Night Games: Darren McFadden won’t be able to save Houston Nutt’s job, but he may just have ensured himself of top 5 pick status even more after running for 323 yards on South Carolina.  The Razorbacks are nothing but the rush, as McFadden rushed for a score and threw for another — but don’t forget about Felix Jones, who would be lauded even more if he weren’t in D-Mac’s shadow. He just happened to have 160+ yards and three scores.  Blake Mitchell managed to throw for 364 and two scores for the Cocks, but when your defense gives up 561 yards on the ground, what can an Ol’ Ball Coach do?

Oklahoma keeps handling its business on the way to the Big 12 Championship, which will be against either Kansas or Missouri at this rate.

Yes, USC took care of business at home against Oregon State, but didn’t all 24 of their points come in the first half? You could have watched that half alone and just tuned out after that. The Trojans can still beat ASU and UCLA with John David Booty, but they’re still figuring out how to get back to the old form.

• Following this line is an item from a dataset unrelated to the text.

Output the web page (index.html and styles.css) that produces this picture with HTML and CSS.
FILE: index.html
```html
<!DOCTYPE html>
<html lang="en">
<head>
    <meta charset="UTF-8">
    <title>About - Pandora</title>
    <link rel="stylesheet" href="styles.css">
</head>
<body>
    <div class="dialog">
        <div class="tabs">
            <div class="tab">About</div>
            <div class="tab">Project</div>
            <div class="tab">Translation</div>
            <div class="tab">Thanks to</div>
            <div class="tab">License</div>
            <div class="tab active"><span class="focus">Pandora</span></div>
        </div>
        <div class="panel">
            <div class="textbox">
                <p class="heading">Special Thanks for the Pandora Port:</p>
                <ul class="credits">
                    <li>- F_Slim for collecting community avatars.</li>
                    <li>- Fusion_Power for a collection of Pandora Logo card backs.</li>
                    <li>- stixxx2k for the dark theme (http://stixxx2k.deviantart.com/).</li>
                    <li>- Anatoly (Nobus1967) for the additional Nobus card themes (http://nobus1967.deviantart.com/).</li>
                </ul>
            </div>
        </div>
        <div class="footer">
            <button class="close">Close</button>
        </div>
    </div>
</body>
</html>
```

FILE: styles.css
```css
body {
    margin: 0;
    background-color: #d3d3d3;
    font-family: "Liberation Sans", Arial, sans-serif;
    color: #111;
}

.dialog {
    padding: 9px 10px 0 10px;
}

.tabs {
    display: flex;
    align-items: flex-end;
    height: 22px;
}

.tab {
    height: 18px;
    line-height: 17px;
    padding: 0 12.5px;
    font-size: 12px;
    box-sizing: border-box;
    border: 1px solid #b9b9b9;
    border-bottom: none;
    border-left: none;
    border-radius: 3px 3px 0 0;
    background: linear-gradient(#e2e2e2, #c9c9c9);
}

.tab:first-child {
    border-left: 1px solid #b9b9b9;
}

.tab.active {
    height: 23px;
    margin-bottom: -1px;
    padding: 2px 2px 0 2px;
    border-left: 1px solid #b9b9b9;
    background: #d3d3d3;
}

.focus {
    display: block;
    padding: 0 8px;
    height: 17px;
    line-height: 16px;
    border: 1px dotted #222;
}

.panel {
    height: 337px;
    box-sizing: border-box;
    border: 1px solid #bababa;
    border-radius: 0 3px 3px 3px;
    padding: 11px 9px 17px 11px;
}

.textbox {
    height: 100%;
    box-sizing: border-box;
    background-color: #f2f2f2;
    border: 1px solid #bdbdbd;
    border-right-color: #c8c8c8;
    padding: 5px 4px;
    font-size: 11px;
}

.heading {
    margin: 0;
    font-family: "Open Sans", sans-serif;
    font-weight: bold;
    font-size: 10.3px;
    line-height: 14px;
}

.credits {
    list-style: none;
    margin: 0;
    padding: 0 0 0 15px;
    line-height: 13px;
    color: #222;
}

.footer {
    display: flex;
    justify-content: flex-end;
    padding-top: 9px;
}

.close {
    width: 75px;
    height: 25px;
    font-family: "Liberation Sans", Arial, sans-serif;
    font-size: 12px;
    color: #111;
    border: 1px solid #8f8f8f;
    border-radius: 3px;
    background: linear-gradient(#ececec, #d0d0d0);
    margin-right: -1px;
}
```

Boston College faced its Russian roulette yet again and had what EDSBS would have called its MAO! moment — Florida State knocked off the #2 team in the nation, ensuring that LSU will be back in the championship game talk come later today. Bad weather and even worse play by Matt Ryan (3 INTs) sealed the Eagles’ defeat to an incredibly inconsistent FSU team relying on a QB (Drew Weatherford) it had already cast aside for 300+ yards and two TD passes.

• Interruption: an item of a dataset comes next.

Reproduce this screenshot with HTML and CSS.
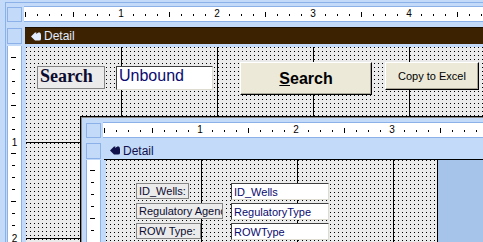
FILE: index.html
```html
<!DOCTYPE html>
<html lang="en">
<head>
    <meta charset="UTF-8">
    <title>Form Design</title>
    <link rel="stylesheet" href="styles.css">
</head>
<body>
    <!-- main form designer -->
    <div class="frame">
        <div class="dv-top">
            <div class="corner"></div>
            <div class="hruler">
                <div class="marks">
                    <span class="inch"><b>1</b></span>
                    <span class="inch"><b>2</b></span>
                    <span class="inch"><b>3</b></span>
                    <span class="inch"><b>4</b></span>
                </div>
            </div>
        </div>

        <div class="dv-section">
            <div class="vhead"></div>
            <div class="section-bar dark">
                <svg class="sel-icon" width="10" height="9" viewBox="0 0 10 9"><path d="M0 4.5 L4 0.5 L5.5 0.5 L4.8 2 L8 0.3 Q10 0.5 10 3 L10 7 Q10 8.6 8 8.6 L4 8.6 L3 7.6 Z" fill="currentColor"/></svg>
                <span>Detail</span>
            </div>
        </div>

        <div class="dv-body">
            <div class="vruler">
                <span class="vinch"><b>1</b></span>
                <span class="vinch"><b>2</b></span>
            </div>
            <div class="grid outer-grid">
                <div class="label lbl-search">Search</div>
                <div class="textbox tb-unbound">Unbound</div>
                <div class="btn btn-search"><u>S</u>earch</div>
                <div class="btn btn-copy">Copy to Excel</div>
            </div>
        </div>
    </div>

    <!-- subform window -->
    <div class="subwin">
        <div class="dv-top">
            <div class="corner"></div>
            <div class="hruler">
                <div class="marks">
                    <span class="inch"><b>1</b></span>
                    <span class="inch"><b>2</b></span>
                    <span class="inch"><b>3</b></span>
                </div>
            </div>
        </div>

        <div class="dv-section">
            <div class="vhead"></div>
            <div class="section-bar light">
                <svg class="sel-icon" width="10" height="9" viewBox="0 0 10 9"><path d="M0 4.5 L4 0.5 L5.5 0.5 L4.8 2 L8 0.3 Q10 0.5 10 3 L10 7 Q10 8.6 8 8.6 L4 8.6 L3 7.6 Z" fill="currentColor"/></svg>
                <span>Detail</span>
            </div>
        </div>

        <div class="dv-body">
            <div class="vruler"></div>
            <div class="grid inner-grid">
                <div class="label lbl-small row1 w-id">ID_Wells:</div>
                <div class="label lbl-small row2 w-reg">Regulatory Agency:</div>
                <div class="label lbl-small row3 w-row">ROW Type:</div>
                <div class="textbox tb-small row1">ID_Wells</div>
                <div class="textbox tb-small row2">RegulatoryType</div>
                <div class="textbox tb-small row3">ROWType</div>
            </div>
            <div class="blank"></div>
        </div>
    </div>
</body>
</html>
```

FILE: styles.css
```css
* {
    margin: 0;
    padding: 0;
    box-sizing: border-box;
}

body {
    width: 483px;
    height: 242px;
    overflow: hidden;
    position: relative;
    background: #c3daf9;
    font-family: 'Liberation Sans', Arial, sans-serif;
}

.frame {
    display: flex;
    flex-direction: column;
    height: 240px;
    margin: 2px 0 0 5px;
    padding: 3px 0 0 1px;
    border-top: 1px solid #8cb0e8;
    border-left: 1px solid #8cb0e8;
}

/* rulers */
.dv-top {
    display: flex;
    gap: 2px;
    height: 16px;
    flex-shrink: 0;
}

.corner {
    width: 15px;
    height: 15px;
    margin-top: 1px;
    background: #c3daf9;
    border: 1px solid #8cb0e8;
}

.hruler {
    flex: 1;
    overflow: hidden;
    background-color: #fff;
    background-image:
        linear-gradient(90deg, #000 1px, transparent 1px),
        linear-gradient(90deg, #000 1px, transparent 1px);
    background-size: 12px 2px, 48px 5px;
    background-position: 1px 7px, 1px 5px;
    background-repeat: repeat-x;
    border-top: 1px solid #8cb0e8;
    border-bottom: 1px solid #8cb0e8;
}

.marks {
    display: flex;
    padding-left: 1px;
}

.inch {
    flex: 0 0 96px;
    display: flex;
    justify-content: flex-end;
}

.inch b {
    font-weight: normal;
    font-size: 10px;
    line-height: 14px;
    padding: 0 2px;
    background: #fff;
    transform: translateX(50%);
}

.vruler {
    width: 15px;
    flex-shrink: 0;
    display: flex;
    flex-direction: column;
    background-color: #fff;
    background-image:
        linear-gradient(180deg, #000 1px, transparent 1px),
        linear-gradient(180deg, #000 1px, transparent 1px);
    background-size: 3px 12px, 5px 48px;
    background-position: 4px 11px, 3px 11px;
    background-repeat: repeat-y;
    border-left: 1px solid #8cb0e8;
    border-right: 1px solid #8cb0e8;
}

.vinch {
    flex: 0 0 96px;
    display: flex;
    align-items: flex-end;
    justify-content: center;
}

.vinch b {
    font-weight: normal;
    font-size: 10px;
    line-height: 11px;
    background: #fff;
    transform: translateY(50%);
}

/* section header */
.dv-section {
    display: flex;
    margin-top: 5px;
    height: 18px;
    flex-shrink: 0;
}

.vhead {
    width: 15px;
    height: 16px;
    margin-top: 1px;
    background: #c3daf9;
    border: 1px solid #8cb0e8;
}

.section-bar {
    flex: 1;
    display: flex;
    align-items: center;
    gap: 3px;
    margin-left: 3px;
    padding-left: 6px;
    font-size: 12px;
}

.section-bar.dark {
    height: 17px;
    background: #3c2200;
    border-top: 1px solid #1c0f00;
    color: #e2ecff;
}

.section-bar.light {
    height: 18px;
    background: #c3daf9;
    border-bottom: 1px solid #000;
    color: #10104a;
}

.sel-icon {
    display: block;
}

/* design grid */
.dv-body {
    flex: 1;
    display: flex;
    margin-top: 1px;
}

.grid {
    position: relative;
    margin-left: 4px;
    background-color: #ebebeb;
    background-image:
        linear-gradient(90deg, transparent 95px, #000 95px, #000 96px, transparent 96px),
        linear-gradient(180deg, transparent 95px, #000 95px, #000 96px, transparent 96px),
        conic-gradient(at 1px 1px, transparent 75%, #000 0);
    background-size: 96px 100%, 100% 96px, 4px 4px;
    background-repeat: repeat-x, repeat-y, repeat;
}

.outer-grid {
    flex: 1;
    margin-top: 1px;
}

.inner-grid {
    width: 332px;
    margin-left: 5px;
    border-right: 1px solid #000;
}

.blank {
    flex: 1;
    background: #a6c3ea;
}

/* controls */
.label {
    position: absolute;
    overflow: hidden;
    white-space: nowrap;
    background: #ebebeb;
    border: 1px solid #858585;
    color: #0c0c30;
}

.lbl-search {
    left: 11px;
    top: 19px;
    width: 68px;
    height: 23px;
    padding-left: 2px;
    font-family: 'Liberation Serif', 'Times New Roman', serif;
    font-weight: bold;
    font-size: 18px;
    line-height: 18px;
}

.textbox {
    position: absolute;
    overflow: hidden;
    white-space: nowrap;
    background: #fff;
    border: 1px solid;
    border-color: #404040 #dedbd0 #dedbd0 #404040;
    color: #0a0a70;
}

.tb-unbound {
    left: 90px;
    top: 19px;
    width: 97px;
    height: 24px;
    padding-left: 2px;
    font-size: 16px;
    line-height: 17px;
}

.btn {
    position: absolute;
    background: #ece9d8;
    border: 1px solid;
    border-color: #fff #000 #000 #fff;
    box-shadow: inset -1px -1px #aca899;
    text-align: center;
    color: #000;
}

.btn-search {
    left: 214px;
    top: 15px;
    width: 132px;
    height: 33px;
    font-weight: bold;
    font-size: 16px;
    line-height: 32px;
}

.btn-copy {
    left: 359px;
    top: 15px;
    width: 94px;
    height: 28px;
    font-size: 11px;
    line-height: 26px;
}

.lbl-small {
    left: 30px;
    height: 16px;
    padding: 1px 0 0 2px;
    font-size: 11px;
    line-height: 13px;
}

.w-id { width: 53px; }
.w-reg { width: 87px; }
.w-row { width: 65px; }

.tb-small {
    left: 125px;
    width: 98px;
    height: 17px;
    padding: 1px 0 0 2px;
    font-size: 11px;
    line-height: 14px;
}

.row1 { top: 23px; }
.row2 { top: 43px; }
.row3 { top: 63px; }

/* subform window */
.subwin {
    position: absolute;
    left: 80px;
    top: 116px;
    width: 410px;
    height: 132px;
    display: flex;
    flex-direction: column;
    padding: 5px 0 0 5px;
    background: #c3daf9;
    border-top: 1px solid #000;
    border-left: 1px solid #000;
    box-shadow: inset 1px 1px #8c8c8c;
}

.subwin .dv-section {
    margin-top: 4px;
}

.subwin .dv-body {
    margin-top: 0;
}

.subwin .vruler {
    background-position: 4px 10px, 3px 10px;
}
```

Cal managed to break its losing streak against Wazzu way too late for anyone to care.

Photo: AP/Michael Conroy


4 Responses

  1. Come on Signal. Weis is a genius. That decision to go for it on 4th and 8 was GENIUS. Only geniuses make those genius-type decisions. Genius baby. Genius.

  2. Diallo, there may be something to this: it takes an idiot savant to make a Notre Dame team that bad.

  3. To further Diallo’s point, if Charlie Weis weren’t the Notre Dame coach they’d be 0-8, wouldn’t have a single offensive point and would’ve not only lost to Navy by 4 TD’s, the Naval Academy would’ve taken over the campus.

  4. Devil’s advocate: if Karl Dorrell weren’t the UCLA coach, the Irish would be 0-9. Discuss.